The dollar rose to a six-week high on Friday as strong U.S. economic data and comments from Federal Reserve officials led to traders betting more interest rate rises are coming.

Data on Thursday showed the number of Americans filing new claims for unemployment benefits unexpectedly fell last week, and that monthly producer prices increased by the most in seven months in January.

St Louis Fed President James Bullard said on Thursday he backed further rate increases that would take borrowing costs to around 5.25% to 5.5%.

The Fed’s target range currently stands at 4.5% to 4.75%, having risen from 0% to 0.25% in March 2022.

Analysts said the data and Bullard’s tough tone boosted the dollar, sending the euro to its lowest level since Jan. 6 at $1.063. It was last down 0.25% at $1.0641.

The U.S. dollar index rose to its highest since early January earlier in the day. It was last up 0.6% at 104.44 and was on track for a third straight week of gains.

Economists at Goldman Sachs on Thursday increased their expectations for Fed interest rate increases this year.
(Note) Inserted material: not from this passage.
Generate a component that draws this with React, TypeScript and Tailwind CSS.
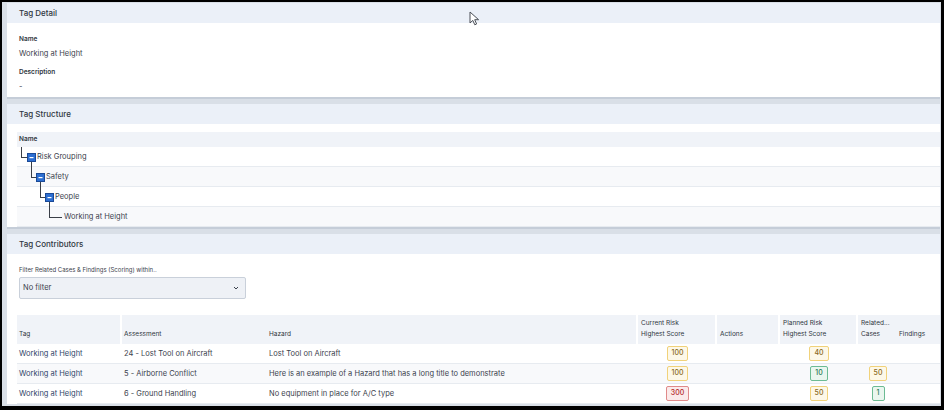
import React from 'react';

type Tone = 'amber' | 'green' | 'red';

const toneClass: Record<Tone, string> = {
  amber: 'border-[#f1d27a] bg-[#fdf8e8] text-[#8a6a1c]',
  green: 'border-[#6cbb93] bg-[#eaf6ef] text-[#2b7a55]',
  red: 'border-[#e08a8a] bg-[#fbeaea] text-[#b42a2a]',
};

const Score: React.FC<{ value: number; tone: Tone }> = ({ value, tone }) => (
  <span
    className={`inline-flex h-[15px] min-w-[13px] items-center justify-center rounded-[2px] border px-[4px] text-[7px] font-medium ${toneClass[tone]}`}
  >
    {value}
  </span>
);

const PanelHeader: React.FC<{ title: string }> = ({ title }) => (
  <div className="flex h-[20px] items-center bg-[#ebf0f8] pl-[12px] text-[8px] font-medium text-[#2f3640]">
    {title}
  </div>
);

interface Contributor {
  tag: string;
  assessment: string;
  hazard: string;
  current: [number, Tone];
  planned: [number, Tone];
  cases?: [number, Tone];
}

const contributors: Contributor[] = [
  {
    tag: 'Working at Height',
    assessment: '24 - Lost Tool on Aircraft',
    hazard: 'Lost Tool on Aircraft',
    current: [100, 'amber'],
    planned: [40, 'amber'],
  },
  {
    tag: 'Working at Height',
    assessment: '5 - Airborne Conflict',
    hazard: 'Here is an example of a Hazard that has a long title to demonstrate',
    current: [100, 'amber'],
    planned: [10, 'green'],
    cases: [50, 'amber'],
  },
  {
    tag: 'Working at Height',
    assessment: '6 - Ground Handling',
    hazard: 'No equipment in place for A/C type',
    current: [300, 'red'],
    planned: [50, 'amber'],
    cases: [1, 'green'],
  },
];

const treeRows = [
  { name: 'Risk Grouping', indent: 'pl-[20px]' },
  { name: 'Safety', indent: 'pl-[29px]' },
  { name: 'People', indent: 'pl-[38px]' },
  { name: 'Working at Height', indent: 'pl-[47px]' },
];

const cols = 'grid grid-cols-[105px_143px_373px_79px_63px_78px_40px_42px]';

const TreeLines = () => (
  <svg className="pointer-events-none absolute left-0 top-0" width="60" height="95" viewBox="0 0 60 95">
    <g stroke="#3a3f47" strokeWidth="1" fill="none" shapeRendering="crispEdges">
      <path d="M4.5 15 V25.5 H10" />
      <path d="M14.5 29 V45.5 H19" />
      <path d="M23.5 49 V65.5 H28" />
      <path d="M32.5 69 V85.5 H45" />
    </g>
    {[0, 1, 2].map((i) => (
      <g key={i}>
        <rect x={10.5 + 9 * i} y={21.5 + 20 * i} width="8" height="8" fill="#2d6fd2" stroke="#1b4a96" />
        <rect x={12.5 + 9 * i} y={25 + 20 * i} width="4" height="1.2" fill="#ffffff" />
      </g>
    ))}
  </svg>
);

const Cursor = () => (
  <svg className="pointer-events-none absolute left-[467px] top-[9px]" width="12" height="15" viewBox="0 0 12 15">
    <path d="M1 1 L1 12 L3.8 9.4 L5.8 13.8 L7.6 13 L5.7 8.7 L9.6 8.7 Z" fill="#ffffff" stroke="#4a4f57" strokeWidth="1" strokeLinejoin="round" />
  </svg>
);

export default function App() {
  return (
    <div
      className="relative h-[410px] w-[944px] overflow-hidden border-b-[4px] border-l-2 border-r-[3px] border-t-2 border-black bg-[#d9dfe7] pr-[1px] pl-[5px] pt-[1px] text-[#3b424d]"
      style={{ fontFamily: 'Inter, "Noto Sans", sans-serif' }}
    >
      <div className="flex flex-col gap-[5px]">
        {/* Tag Detail */}
        <section className="border-b-2 border-[#c5cdd8] bg-white">
          <PanelHeader title="Tag Detail" />
          <div className="flex h-[74px] flex-col pl-[12px] pt-[12px]">
            <div className="text-[6.5px] font-semibold text-[#2f3640]">Name</div>
            <div className="mt-[3px] text-[7.5px]">Working at Height</div>
            <div className="mt-[9px] text-[6.5px] font-semibold text-[#2f3640]">Description</div>
            <div className="mt-[3px] text-[7.5px]">-</div>
          </div>
        </section>

        {/* Tag Structure */}
        <section className="border-b-2 border-[#c5cdd8] bg-white">
          <PanelHeader title="Tag Structure" />
          <div className="pl-[10px] pt-[8px]">
            <div className="relative">
              <div className="flex h-[15px] items-center bg-[#f0f3f8] pl-[2px] text-[6.5px] font-semibold text-[#2f3640]">
                Name
              </div>
              {treeRows.map((r, i) => (
                <div
                  key={r.name}
                  className={`flex h-[20px] items-center border-b border-[#e7ebf0] text-[7.5px] ${r.indent} ${i % 2 === 1 ? 'bg-[#f8f9fb]' : 'bg-white'}`}
                >
                  {r.name}
                </div>
              ))}
              <TreeLines />
            </div>
          </div>
        </section>

        {/* Tag Contributors */}
        <section className="bg-white">
          <PanelHeader title="Tag Contributors" />
          <div className="pl-[10px] pt-[11px]">
            <div className="pl-[2px] text-[6px] text-[#3b424d]">Filter Related Cases &amp; Findings (Scoring) within..</div>
            <div className="ml-[2px] mt-[3px] flex h-[22px] w-[227px] items-center justify-between rounded-[2px] border border-[#c9d0da] bg-[#eef1f6] pl-[3px] pr-[6px] text-[7.5px]">
              <span>No filter</span>
              <svg width="6" height="4" viewBox="0 0 6 4">
                <path d="M1 1 L3 3 L5 1" fill="none" stroke="#3b424d" strokeWidth="1" />
              </svg>
            </div>

            <div className="mt-[16px]">
              <div className={`${cols} h-[29px] text-[6.5px] text-[#2f3640]`}>
                <div className="flex items-end border-r-2 border-white bg-[#f0f3f8] pb-[4px] pl-[2px]">Tag</div>
                <div className="flex items-end bg-[#f0f3f8] pb-[4px] pl-[2px]">Assessment</div>
                <div className="flex items-end border-r-2 border-white bg-[#f0f3f8] pb-[4px] pl-[4px]">Hazard</div>
                <div className="flex flex-col justify-end gap-[2px] border-r-2 border-white bg-[#f0f3f8] pb-[4px] pl-[3px]">
                  <span>Current Risk</span>
                  <span>Highest Score</span>
                </div>
                <div className="flex items-end border-r-2 border-white bg-[#f0f3f8] pb-[4px] pl-[3px]">Actions</div>
                <div className="flex flex-col justify-end gap-[2px] border-r-2 border-white bg-[#f0f3f8] pb-[4px] pl-[3px]">
                  <span>Planned Risk</span>
                  <span>Highest Score</span>
                </div>
                <div className="col-span-2 flex flex-col justify-end gap-[2px] bg-[#f0f3f8] pb-[4px] pl-[3px]">
                  <span>Related...</span>
                  <div className="flex">
                    <span className="w-[38px]">Cases</span>
                    <span>Findings</span>
                  </div>
                </div>
              </div>

              {contributors.map((c, i) => (
                <div
                  key={c.assessment}
                  className={`${cols} h-[20px] items-center border-b border-[#e7ebf0] text-[7.5px] ${i % 2 === 1 ? 'bg-[#f8f9fb]' : 'bg-white'}`}
                >
                  <div className="pl-[2px] text-[#2e4569]">{c.tag}</div>
                  <div className="pl-[2px]">{c.assessment}</div>
                  <div className="pl-[4px]">{c.hazard}</div>
                  <div className="flex justify-center">
                    <Score value={c.current[0]} tone={c.current[1]} />
                  </div>
                  <div />
                  <div className="flex justify-center">
                    <Score value={c.planned[0]} tone={c.planned[1]} />
                  </div>
                  <div className="flex justify-center">
                    {c.cases && <Score value={c.cases[0]} tone={c.cases[1]} />}
                  </div>
                  <div />
                </div>
              ))}
            </div>
          </div>
        </section>
      </div>
      <Cursor />
    </div>
  );
}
Having previously expected two more, they said they now expected three consecutive 25 bp rises, in March, May and June. That would take rates to 5.25% to 5.5%.

“In light of the stronger growth and firmer inflation news, we are adding another 25 bp rate hike to our Fed forecast,” chief economist Jan Hatzius told clients in a note.

Against the Japanese yen, the dollar rose 0.68% to 134.85, the highest since mid-December. It was on track for a weekly gain of roughly 2.5%, its largest rise since June.

Japan’s government picked academic Kazuo Ueda as its new central bank chief on expectations he can help keep inflation on target and sustain economic growth and wage increases, finance minister Shunichi Suzuki said on Friday.

Sterling was down 0.4% to $1.194 and hit its lowest since early January. That was despite British consumers unexpectedly increasing their shopping in January.

“The U.S. economy, from recent data, shows that it’s still healthy. It doesn’t seem to be going into a recession any time soon,” said Tina Teng, market analyst at CMC Markets. “The markets are pricing for higher-for-longer rates.”